## Given data:
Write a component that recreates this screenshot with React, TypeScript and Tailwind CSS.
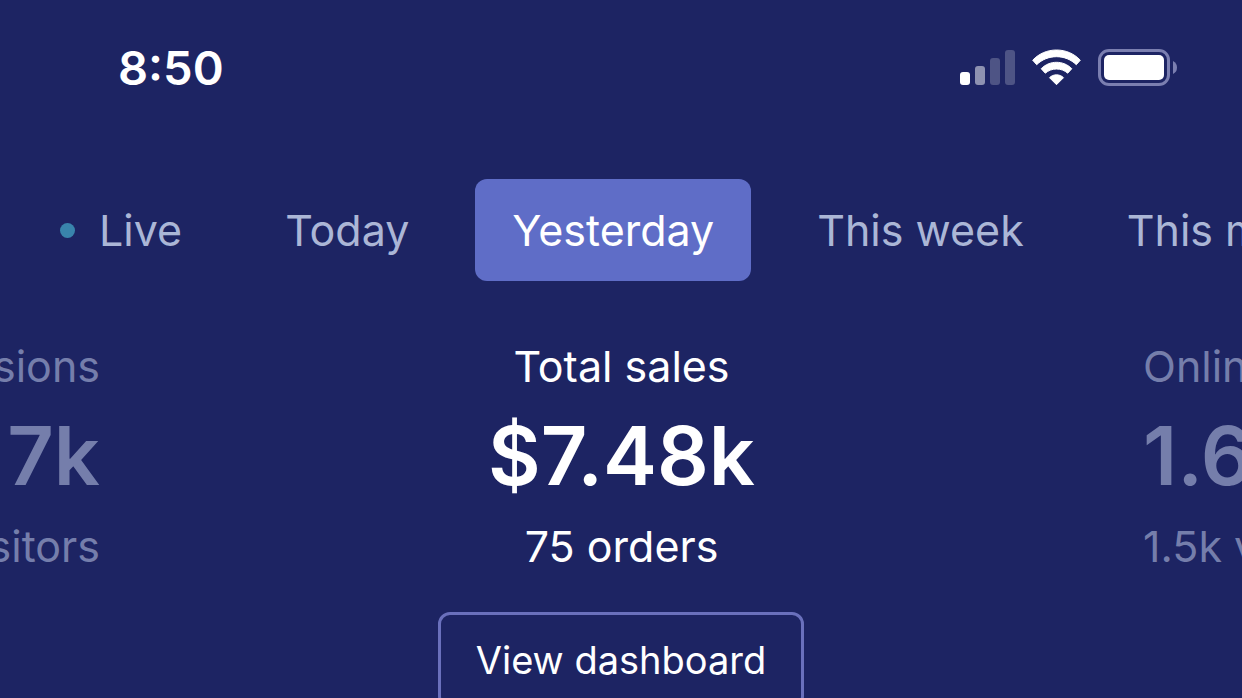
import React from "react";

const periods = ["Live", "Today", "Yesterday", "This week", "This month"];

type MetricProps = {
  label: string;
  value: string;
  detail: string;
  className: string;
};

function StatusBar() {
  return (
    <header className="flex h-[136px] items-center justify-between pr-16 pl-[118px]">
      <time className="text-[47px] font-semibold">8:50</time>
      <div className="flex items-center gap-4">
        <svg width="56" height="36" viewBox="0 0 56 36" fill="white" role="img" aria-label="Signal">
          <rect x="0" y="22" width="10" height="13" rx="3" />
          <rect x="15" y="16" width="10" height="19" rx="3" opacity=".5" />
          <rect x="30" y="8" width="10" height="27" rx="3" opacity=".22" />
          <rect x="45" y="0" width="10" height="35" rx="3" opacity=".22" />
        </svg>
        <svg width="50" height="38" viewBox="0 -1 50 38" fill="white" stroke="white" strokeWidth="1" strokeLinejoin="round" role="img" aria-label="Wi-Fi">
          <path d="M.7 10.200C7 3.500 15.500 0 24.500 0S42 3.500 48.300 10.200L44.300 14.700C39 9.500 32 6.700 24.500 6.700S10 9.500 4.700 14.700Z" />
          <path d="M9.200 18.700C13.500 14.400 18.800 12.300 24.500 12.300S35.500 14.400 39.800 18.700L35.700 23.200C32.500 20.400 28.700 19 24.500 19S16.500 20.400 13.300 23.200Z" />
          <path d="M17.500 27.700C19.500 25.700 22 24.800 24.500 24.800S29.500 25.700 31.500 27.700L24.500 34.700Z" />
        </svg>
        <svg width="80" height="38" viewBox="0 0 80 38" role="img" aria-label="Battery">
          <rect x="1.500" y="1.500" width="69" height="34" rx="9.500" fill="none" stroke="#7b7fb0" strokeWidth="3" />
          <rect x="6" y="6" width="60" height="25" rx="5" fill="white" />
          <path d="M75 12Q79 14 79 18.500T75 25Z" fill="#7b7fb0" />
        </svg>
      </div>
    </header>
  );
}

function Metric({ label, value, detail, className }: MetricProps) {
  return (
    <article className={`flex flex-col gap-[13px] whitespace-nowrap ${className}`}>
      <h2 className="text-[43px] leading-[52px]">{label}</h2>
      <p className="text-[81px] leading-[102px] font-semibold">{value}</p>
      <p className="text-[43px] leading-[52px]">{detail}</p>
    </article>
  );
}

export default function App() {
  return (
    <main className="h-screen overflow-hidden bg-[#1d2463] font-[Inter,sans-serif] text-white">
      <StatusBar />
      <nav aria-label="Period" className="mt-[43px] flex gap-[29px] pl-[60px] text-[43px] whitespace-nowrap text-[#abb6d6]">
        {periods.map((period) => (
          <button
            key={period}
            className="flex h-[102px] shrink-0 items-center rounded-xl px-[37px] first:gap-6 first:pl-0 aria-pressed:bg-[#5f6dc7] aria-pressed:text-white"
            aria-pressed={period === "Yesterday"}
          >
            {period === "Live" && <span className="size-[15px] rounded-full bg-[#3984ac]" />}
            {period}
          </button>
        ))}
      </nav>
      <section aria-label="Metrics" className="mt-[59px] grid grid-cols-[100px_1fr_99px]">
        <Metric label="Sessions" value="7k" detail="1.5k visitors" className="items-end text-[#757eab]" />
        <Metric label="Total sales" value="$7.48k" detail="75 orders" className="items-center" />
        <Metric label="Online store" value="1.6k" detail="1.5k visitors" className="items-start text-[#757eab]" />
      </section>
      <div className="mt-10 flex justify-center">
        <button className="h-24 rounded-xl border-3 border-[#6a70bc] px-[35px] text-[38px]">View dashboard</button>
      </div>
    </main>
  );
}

## The exercise:
Every line of the data should be copied as it stands, without the images.

## Output for this task:
Write a component that recreates this screenshot with React, TypeScript and Tailwind CSS.
import React from "react";

const periods = ["Live", "Today", "Yesterday", "This week", "This month"];

type MetricProps = {
  label: string;
  value: string;
  detail: string;
  className: string;
};

function StatusBar() {
  return (
    <header className="flex h-[136px] items-center justify-between pr-16 pl-[118px]">
      <time className="text-[47px] font-semibold">8:50</time>
      <div className="flex items-center gap-4">
        <svg width="56" height="36" viewBox="0 0 56 36" fill="white" role="img" aria-label="Signal">
          <rect x="0" y="22" width="10" height="13" rx="3" />
          <rect x="15" y="16" width="10" height="19" rx="3" opacity=".5" />
          <rect x="30" y="8" width="10" height="27" rx="3" opacity=".22" />
          <rect x="45" y="0" width="10" height="35" rx="3" opacity=".22" />
        </svg>
        <svg width="50" height="38" viewBox="0 -1 50 38" fill="white" stroke="white" strokeWidth="1" strokeLinejoin="round" role="img" aria-label="Wi-Fi">
          <path d="M.7 10.200C7 3.500 15.500 0 24.500 0S42 3.500 48.300 10.200L44.300 14.700C39 9.500 32 6.700 24.500 6.700S10 9.500 4.700 14.700Z" />
          <path d="M9.200 18.700C13.500 14.400 18.800 12.300 24.500 12.300S35.500 14.400 39.800 18.700L35.700 23.200C32.500 20.400 28.700 19 24.500 19S16.500 20.400 13.300 23.200Z" />
          <path d="M17.500 27.700C19.500 25.700 22 24.800 24.500 24.800S29.500 25.700 31.500 27.700L24.500 34.700Z" />
        </svg>
        <svg width="80" height="38" viewBox="0 0 80 38" role="img" aria-label="Battery">
          <rect x="1.500" y="1.500" width="69" height="34" rx="9.500" fill="none" stroke="#7b7fb0" strokeWidth="3" />
          <rect x="6" y="6" width="60" height="25" rx="5" fill="white" />
          <path d="M75 12Q79 14 79 18.500T75 25Z" fill="#7b7fb0" />
        </svg>
      </div>
    </header>
  );
}

function Metric({ label, value, detail, className }: MetricProps) {
  return (
    <article className={`flex flex-col gap-[13px] whitespace-nowrap ${className}`}>
      <h2 className="text-[43px] leading-[52px]">{label}</h2>
      <p className="text-[81px] leading-[102px] font-semibold">{value}</p>
      <p className="text-[43px] leading-[52px]">{detail}</p>
    </article>
  );
}

export default function App() {
  return (
    <main className="h-screen overflow-hidden bg-[#1d2463] font-[Inter,sans-serif] text-white">
      <StatusBar />
      <nav aria-label="Period" className="mt-[43px] flex gap-[29px] pl-[60px] text-[43px] whitespace-nowrap text-[#abb6d6]">
        {periods.map((period) => (
          <button
            key={period}
            className="flex h-[102px] shrink-0 items-center rounded-xl px-[37px] first:gap-6 first:pl-0 aria-pressed:bg-[#5f6dc7] aria-pressed:text-white"
            aria-pressed={period === "Yesterday"}
          >
            {period === "Live" && <span className="size-[15px] rounded-full bg-[#3984ac]" />}
            {period}
          </button>
        ))}
      </nav>
      <section aria-label="Metrics" className="mt-[59px] grid grid-cols-[100px_1fr_99px]">
        <Metric label="Sessions" value="7k" detail="1.5k visitors" className="items-end text-[#757eab]" />
        <Metric label="Total sales" value="$7.48k" detail="75 orders" className="items-center" />
        <Metric label="Online store" value="1.6k" detail="1.5k visitors" className="items-start text-[#757eab]" />
      </section>
      <div className="mt-10 flex justify-center">
        <button className="h-24 rounded-xl border-3 border-[#6a70bc] px-[35px] text-[38px]">View dashboard</button>
      </div>
    </main>
  );
}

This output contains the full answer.